Below are the records; pull every line that includes "this".

Extracted data entries ::
BEGIN

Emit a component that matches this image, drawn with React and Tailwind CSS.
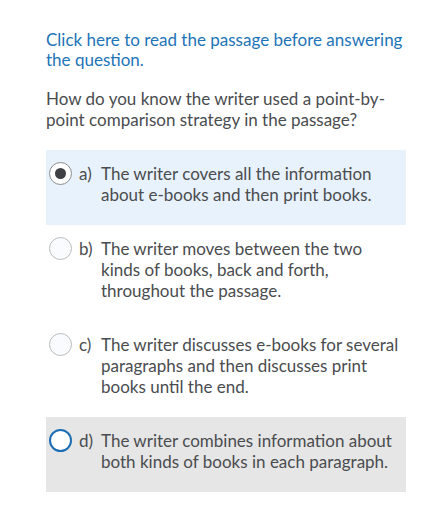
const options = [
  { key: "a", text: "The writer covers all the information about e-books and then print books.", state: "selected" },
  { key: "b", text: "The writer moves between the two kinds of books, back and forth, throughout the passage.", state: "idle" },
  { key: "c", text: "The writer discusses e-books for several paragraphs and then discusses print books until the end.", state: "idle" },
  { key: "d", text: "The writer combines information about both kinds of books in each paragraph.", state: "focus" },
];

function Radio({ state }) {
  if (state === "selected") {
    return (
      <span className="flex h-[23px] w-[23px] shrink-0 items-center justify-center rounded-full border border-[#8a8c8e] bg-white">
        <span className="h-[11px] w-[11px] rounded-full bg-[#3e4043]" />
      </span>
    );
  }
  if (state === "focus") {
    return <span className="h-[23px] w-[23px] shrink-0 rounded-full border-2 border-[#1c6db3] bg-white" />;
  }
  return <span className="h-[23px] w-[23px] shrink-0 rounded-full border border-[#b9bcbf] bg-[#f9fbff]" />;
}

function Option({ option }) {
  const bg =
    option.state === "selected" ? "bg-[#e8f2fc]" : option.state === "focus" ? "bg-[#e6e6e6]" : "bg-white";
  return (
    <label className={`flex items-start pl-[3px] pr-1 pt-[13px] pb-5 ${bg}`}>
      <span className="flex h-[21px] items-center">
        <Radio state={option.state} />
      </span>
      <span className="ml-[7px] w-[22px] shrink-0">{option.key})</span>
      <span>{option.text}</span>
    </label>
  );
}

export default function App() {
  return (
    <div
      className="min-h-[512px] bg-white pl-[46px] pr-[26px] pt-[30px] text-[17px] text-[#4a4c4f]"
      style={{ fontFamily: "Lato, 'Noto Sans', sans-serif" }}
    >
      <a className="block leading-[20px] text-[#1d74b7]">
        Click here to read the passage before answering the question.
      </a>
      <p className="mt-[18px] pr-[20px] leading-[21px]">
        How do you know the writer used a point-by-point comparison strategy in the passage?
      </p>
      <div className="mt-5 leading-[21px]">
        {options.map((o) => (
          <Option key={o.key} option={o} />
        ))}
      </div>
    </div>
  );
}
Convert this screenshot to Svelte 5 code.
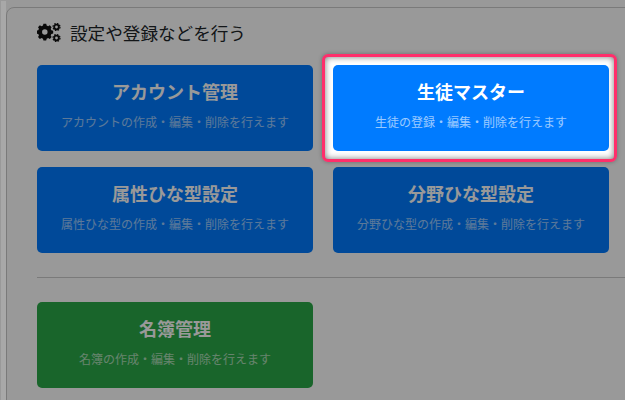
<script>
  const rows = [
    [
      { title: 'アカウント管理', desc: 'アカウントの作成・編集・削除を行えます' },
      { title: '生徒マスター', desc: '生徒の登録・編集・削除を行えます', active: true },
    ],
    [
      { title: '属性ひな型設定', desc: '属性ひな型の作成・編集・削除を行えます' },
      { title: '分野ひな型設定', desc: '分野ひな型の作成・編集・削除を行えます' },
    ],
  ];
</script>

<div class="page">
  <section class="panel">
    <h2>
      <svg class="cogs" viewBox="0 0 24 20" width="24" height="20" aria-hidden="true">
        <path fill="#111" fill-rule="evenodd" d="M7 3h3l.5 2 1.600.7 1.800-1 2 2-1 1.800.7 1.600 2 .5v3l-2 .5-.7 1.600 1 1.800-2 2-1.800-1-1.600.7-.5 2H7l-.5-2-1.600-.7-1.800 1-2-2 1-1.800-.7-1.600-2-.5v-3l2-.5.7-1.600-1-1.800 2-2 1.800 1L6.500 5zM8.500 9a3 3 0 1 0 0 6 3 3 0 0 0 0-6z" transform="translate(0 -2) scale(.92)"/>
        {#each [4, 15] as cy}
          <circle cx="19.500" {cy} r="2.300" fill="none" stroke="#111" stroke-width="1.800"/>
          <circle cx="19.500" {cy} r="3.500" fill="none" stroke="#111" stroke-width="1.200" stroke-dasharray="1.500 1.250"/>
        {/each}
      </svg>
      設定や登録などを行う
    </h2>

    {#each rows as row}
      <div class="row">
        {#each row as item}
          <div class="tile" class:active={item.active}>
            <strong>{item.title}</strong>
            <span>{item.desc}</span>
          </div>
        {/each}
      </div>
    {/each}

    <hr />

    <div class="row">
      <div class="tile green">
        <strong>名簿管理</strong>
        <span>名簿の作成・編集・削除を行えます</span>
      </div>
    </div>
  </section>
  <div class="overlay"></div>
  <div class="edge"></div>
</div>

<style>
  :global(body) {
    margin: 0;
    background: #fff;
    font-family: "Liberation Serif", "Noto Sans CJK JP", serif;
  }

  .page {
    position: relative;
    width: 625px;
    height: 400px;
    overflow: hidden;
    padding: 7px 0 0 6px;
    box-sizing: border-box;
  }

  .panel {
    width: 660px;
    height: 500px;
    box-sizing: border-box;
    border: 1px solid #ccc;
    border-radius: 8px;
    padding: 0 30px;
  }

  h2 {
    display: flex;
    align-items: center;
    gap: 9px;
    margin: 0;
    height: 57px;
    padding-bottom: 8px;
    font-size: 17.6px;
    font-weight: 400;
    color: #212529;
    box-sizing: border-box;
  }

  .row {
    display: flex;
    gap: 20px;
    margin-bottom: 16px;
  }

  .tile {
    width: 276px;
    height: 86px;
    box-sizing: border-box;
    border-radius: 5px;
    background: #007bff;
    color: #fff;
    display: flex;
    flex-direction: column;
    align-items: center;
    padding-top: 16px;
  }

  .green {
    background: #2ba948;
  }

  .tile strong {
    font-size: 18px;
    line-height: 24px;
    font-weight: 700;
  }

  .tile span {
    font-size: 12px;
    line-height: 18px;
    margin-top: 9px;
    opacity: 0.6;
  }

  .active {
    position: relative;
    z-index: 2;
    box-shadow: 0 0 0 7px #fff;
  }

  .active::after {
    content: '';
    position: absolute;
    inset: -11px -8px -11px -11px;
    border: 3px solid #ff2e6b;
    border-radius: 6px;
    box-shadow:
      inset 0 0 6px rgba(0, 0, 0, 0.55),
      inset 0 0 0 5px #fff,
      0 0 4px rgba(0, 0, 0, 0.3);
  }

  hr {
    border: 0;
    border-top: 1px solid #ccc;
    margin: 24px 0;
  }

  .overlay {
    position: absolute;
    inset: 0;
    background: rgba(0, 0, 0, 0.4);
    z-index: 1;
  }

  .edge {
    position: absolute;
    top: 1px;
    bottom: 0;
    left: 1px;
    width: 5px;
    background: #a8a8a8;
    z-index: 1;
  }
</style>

END

Finished exercise ::
Emit a component that matches this image, drawn with React and Tailwind CSS.
Convert this screenshot to Svelte 5 code.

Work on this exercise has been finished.